Rows from a dataset of pages and code
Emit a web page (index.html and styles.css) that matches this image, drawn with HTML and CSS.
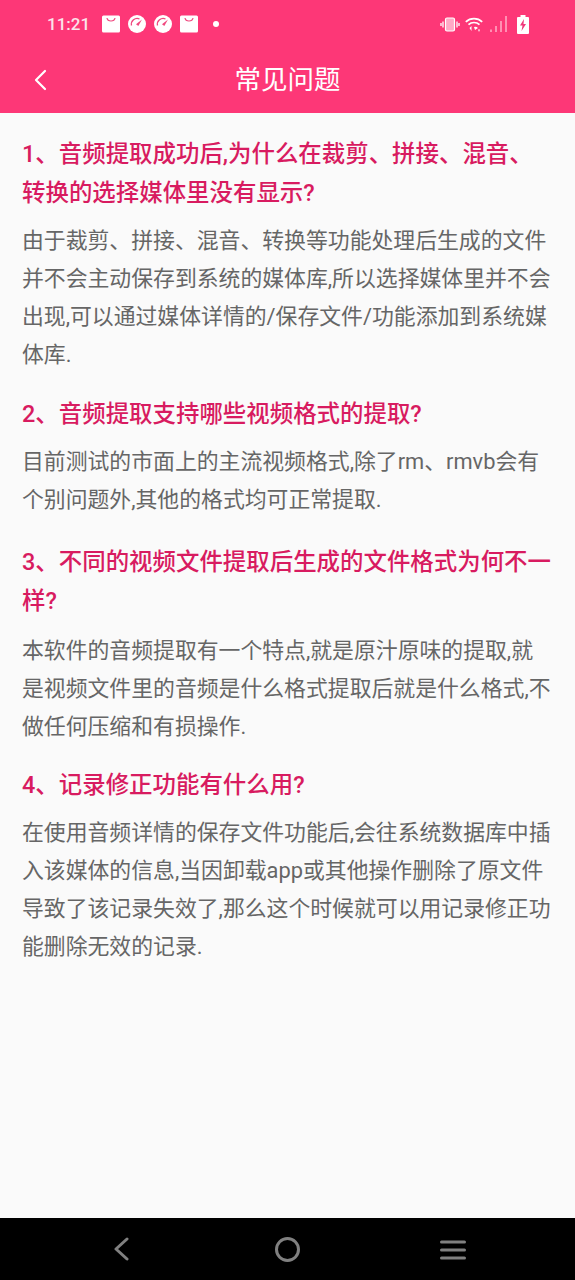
FILE: index.html
```html
<!DOCTYPE html>
<html lang="zh-CN">
<head>
<meta charset="utf-8">
<title>常见问题</title>
<link rel="stylesheet" href="styles.css">
</head>
<body>
<div class="screen">
  <header class="header">
    <div class="status">
      <span class="time">11:21</span>
      <svg class="ic" viewBox="0 0 18 18"><path fill="#fff" d="M1.500 .5h15a1.500 1.500 0 0 1 1.500 1.500v14a1.500 1.500 0 0 1-1.500 1.500h-15A1.500 1.500 0 0 1 0 16V2A1.500 1.500 0 0 1 1.500 .5z"/><path fill="none" stroke="#f0487f" stroke-width="1.200" d="M5 3c.6 4 7.400 4 8 0"/></svg>
      <svg class="ic" viewBox="0 0 18 18"><circle cx="9" cy="9" r="9" fill="#fff"/><path fill="none" stroke="#f0487f" stroke-width="1.300" d="M3.500 10.500a5.800 5.800 0 0 1 8-6.500"/><path fill="#f0487f" d="M14 4.500 10.300 11 8 9.300z"/></svg>
      <svg class="ic" viewBox="0 0 18 18"><circle cx="9" cy="9" r="9" fill="#fff"/><path fill="none" stroke="#f0487f" stroke-width="1.300" d="M3.500 10.500a5.800 5.800 0 0 1 8-6.500"/><path fill="#f0487f" d="M14 4.500 10.300 11 8 9.300z"/></svg>
      <svg class="ic" viewBox="0 0 18 18"><path fill="#fff" d="M1.500 .5h15a1.500 1.500 0 0 1 1.500 1.500v14a1.500 1.500 0 0 1-1.500 1.500h-15A1.500 1.500 0 0 1 0 16V2A1.500 1.500 0 0 1 1.500 .5z"/><path fill="none" stroke="#f0487f" stroke-width="1.200" d="M5 3c.6 4 7.400 4 8 0"/></svg>
      <span class="dot"></span>
      <span class="spacer"></span>
      <svg class="sys vib" viewBox="0 0 20 15"><rect x="5.500" y="1" width="9" height="13" rx="1.500" fill="#ffa9c6" stroke="#fff" stroke-width="1.200"/><path stroke="#fff" stroke-width="1.300" fill="none" d="M3 4.500v6M1 6v3M17 4.500v6M19 6v3"/></svg>
      <svg class="sys wifi" viewBox="0 0 18 15"><g fill="none" stroke="#fff" stroke-width="1.700"><path d="M.8 4.800a12 12 0 0 1 16.400 0"/><path d="M3.500 7.700a8 8 0 0 1 11 0"/></g><path fill="#fff" d="M4.500 11 6.500 9v5zM9 10a4 4 0 0 1 4 1l-3 2zM13 12.500h2L14 15z"/></svg>
      <svg class="sys signal" viewBox="0 0 17 16"><path fill="#ff8fb3" d="M0 13.500h2V16H0zM5 10h2v6H5zM10 5h2v11h-2zM15 0h2v16h-2z"/></svg>
      <svg class="sys batt" viewBox="0 0 12 19"><path fill="#fff" d="M3.500 0h5v2H11a1 1 0 0 1 1 1v15a1 1 0 0 1-1 1H1a1 1 0 0 1-1-1V3a1 1 0 0 1 1-1h2.500z"/><path fill="#f0387a" d="M7 4 3 10.500h2.500L4.500 16 9 9H6.500z"/></svg>
    </div>
    <div class="bar">
      <svg class="back" viewBox="0 0 14 22"><path fill="none" stroke="#fff" stroke-width="2.200" stroke-linecap="round" stroke-linejoin="round" d="M12 2 3 11l9 9"/></svg>
      <h1 class="title">常见问题</h1>
    </div>
  </header>
  <main class="content">
    <section class="qa qa-first">
      <h2 class="q">1、音频提取成功后,为什么在裁剪、拼接、混音、转换的选择媒体里没有显示?</h2>
      <p class="a">由于裁剪、拼接、混音、转换等功能处理后生成的文件并不会主动保存到系统的媒体库,所以选择媒体里并不会出现,可以通过媒体详情的/保存文件/功能添加到系统媒体库.</p>
    </section>
    <section class="qa qa-second">
      <h2 class="q">2、音频提取支持哪些视频格式的提取?</h2>
      <p class="a">目前测试的市面上的主流视频格式,除了rm、rmvb会有个别问题外,其他的格式均可正常提取.</p>
    </section>
    <section class="qa qa-third">
      <h2 class="q">3、不同的视频文件提取后生成的文件格式为何不一样?</h2>
      <p class="a">本软件的音频提取有一个特点,就是原汁原味的提取,就是视频文件里的音频是什么格式提取后就是什么格式,不做任何压缩和有损操作.</p>
    </section>
    <section class="qa">
      <h2 class="q">4、记录修正功能有什么用?</h2>
      <p class="a">在使用音频详情的保存文件功能后,会往系统数据库中插入该媒体的信息,当因卸载app或其他操作删除了原文件导致了该记录失效了,那么这个时候就可以用记录修正功能删除无效的记录.</p>
    </section>
  </main>
  <nav class="nav">
    <svg class="nav-back" viewBox="0 0 16 24"><path fill="none" stroke="#808080" stroke-width="3" stroke-linecap="round" stroke-linejoin="round" d="M14 2 3 12l11 10"/></svg>
    <svg class="nav-home" viewBox="0 0 25 25"><circle cx="12.500" cy="12.500" r="11" fill="none" stroke="#808080" stroke-width="3"/></svg>
    <svg class="nav-menu" viewBox="0 0 26 20"><path fill="none" stroke="#808080" stroke-width="3" stroke-linecap="round" d="M1.500 2h23M1.500 10h23M1.500 18h23"/></svg>
  </nav>
</div>
</body>
</html>
```
FILE: styles.css
```css
* { box-sizing: border-box; }
html, body { margin: 0; padding: 0; }
body { font-family: Roboto, "Noto Sans CJK SC", sans-serif; background: #fafafa; }
.screen { width: 575px; height: 1280px; display: flex; flex-direction: column; overflow: hidden; }
.header { background: #fd3777; height: 113px; flex: none; color: #fff; }
.status { height: 46px; display: flex; align-items: center; padding: 2px 46px 0 47px; }
.time { font-size: 17px; font-weight: 500; margin-right: 12px; color: #fbe3ea; }
.ic { width: 18px; height: 18px; margin-right: 8px; }
.dot { width: 6px; height: 6px; border-radius: 50%; background: #fff; margin-left: 7px; }
.spacer { flex: 1; }
.sys { flex: none; }
.vib { width: 20px; height: 15px; margin-right: 5px; }
.wifi { width: 18px; height: 15px; margin-right: 7px; }
.signal { width: 17px; height: 16px; margin-right: 10px; }
.batt { width: 12px; height: 19px; }
.bar { height: 67px; display: flex; align-items: center; justify-content: center; position: relative; }
.back { position: absolute; left: 33px; top: 23px; width: 14px; height: 22px; }
.title { margin: 0; font-size: 26.5px; font-weight: 400; line-height: 1; position: relative; top: 1px; }
.content { flex: 1; padding: 22px 22px 0; }
.qa { margin-bottom: 22px; }
.qa-first { margin-bottom: 21px; }
.qa-second { margin-bottom: 24px; }
.qa-third { margin-bottom: 20px; }
.q { margin: 0 0 9px; font-size: 23.45px; line-height: 39px; font-weight: 500; color: #d81b60; }
.qa-third .q { margin-bottom: 11px; }
.a { margin: 0; font-size: 21.85px; line-height: 38px; color: #666; }
.nav { height: 62px; flex: none; background: #000; position: relative; display: flex; align-items: center; }
.nav-back { position: absolute; left: 113px; top: 19px; width: 16px; height: 24px; }
.nav-home { position: absolute; left: 275px; top: 19px; width: 25px; height: 25px; }
.nav-menu { position: absolute; left: 440px; top: 22px; width: 26px; height: 20px; }
```
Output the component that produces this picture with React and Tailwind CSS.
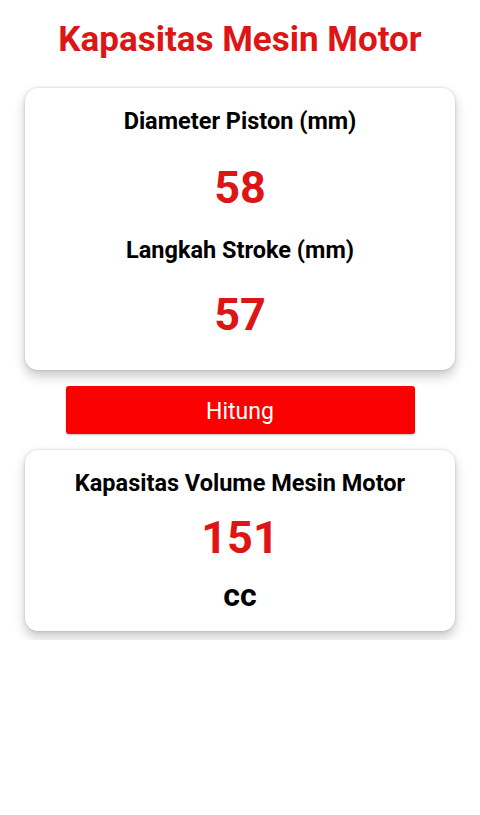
export default function App() {
  const font = { fontFamily: 'Roboto, "Noto Sans", sans-serif' };
  return (
    <div className="w-[480px] min-h-[815px] bg-white" style={font}>
      <div className="overflow-hidden pb-[9px]">
        <h1 className="pt-[20px] text-center text-[35px] leading-[40px] font-bold text-[#dd1515]">
          Kapasitas Mesin Motor
        </h1>
        <div className="mx-[25px] mt-[28px] rounded-[13px] bg-white pt-[19px] pb-[29px] shadow-[0_6px_12px_rgba(0,0,0,0.22),0_0_3px_rgba(0,0,0,0.18)] flex flex-col items-center">
          <div className="text-[23.5px] leading-[28px] font-bold text-black">Diameter Piston (mm)</div>
          <div className="mt-[27px] text-[45px] leading-[52px] font-bold text-[#dd1515]">58</div>
          <div className="mt-[22px] text-[23.5px] leading-[28px] font-bold text-black">Langkah Stroke (mm)</div>
          <div className="mt-[25px] text-[45px] leading-[52px] font-bold text-[#dd1515]">57</div>
        </div>
        <div className="mt-[16px] flex justify-center">
          <button className="w-[349px] h-[48px] pt-[4px] rounded-[3px] bg-[#fb0000] text-white text-[23px] leading-[28px] shadow-[0_1px_2px_rgba(0,0,0,0.25)]">
            Hitung
          </button>
        </div>
        <div className="mx-[25px] mt-[16px] rounded-[13px] bg-white pt-[19px] pb-[19px] shadow-[0_6px_12px_rgba(0,0,0,0.22),0_0_3px_rgba(0,0,0,0.18)] flex flex-col items-center">
          <div className="text-[23.5px] leading-[28px] font-bold text-black">Kapasitas Volume Mesin Motor</div>
          <div className="mt-[15px] text-[45px] leading-[52px] font-bold text-[#dd1515]">151</div>
          <div className="mt-[14px] text-[32px] leading-[34px] font-bold text-black">cc</div>
        </div>
      </div>
    </div>
  );
}
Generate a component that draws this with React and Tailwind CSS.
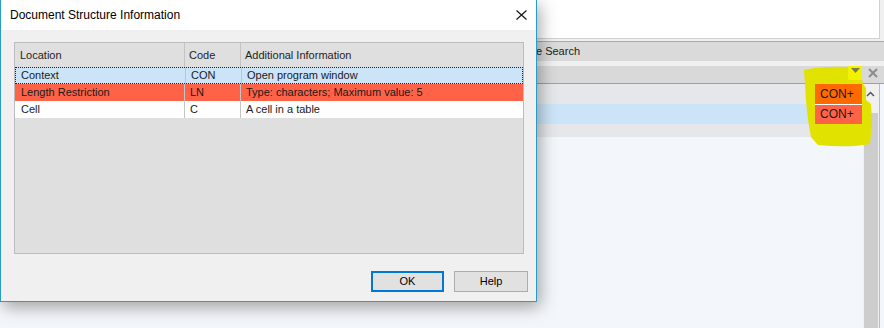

WHAT THE EXERCISE ASKS:
Your task is to gather all lines from the entries above that hold the word "index".

ANSWER TO THE EXERCISE:
Emit a web page (index.html and styles.css) that matches this image, drawn with HTML and CSS.
FILE: index.html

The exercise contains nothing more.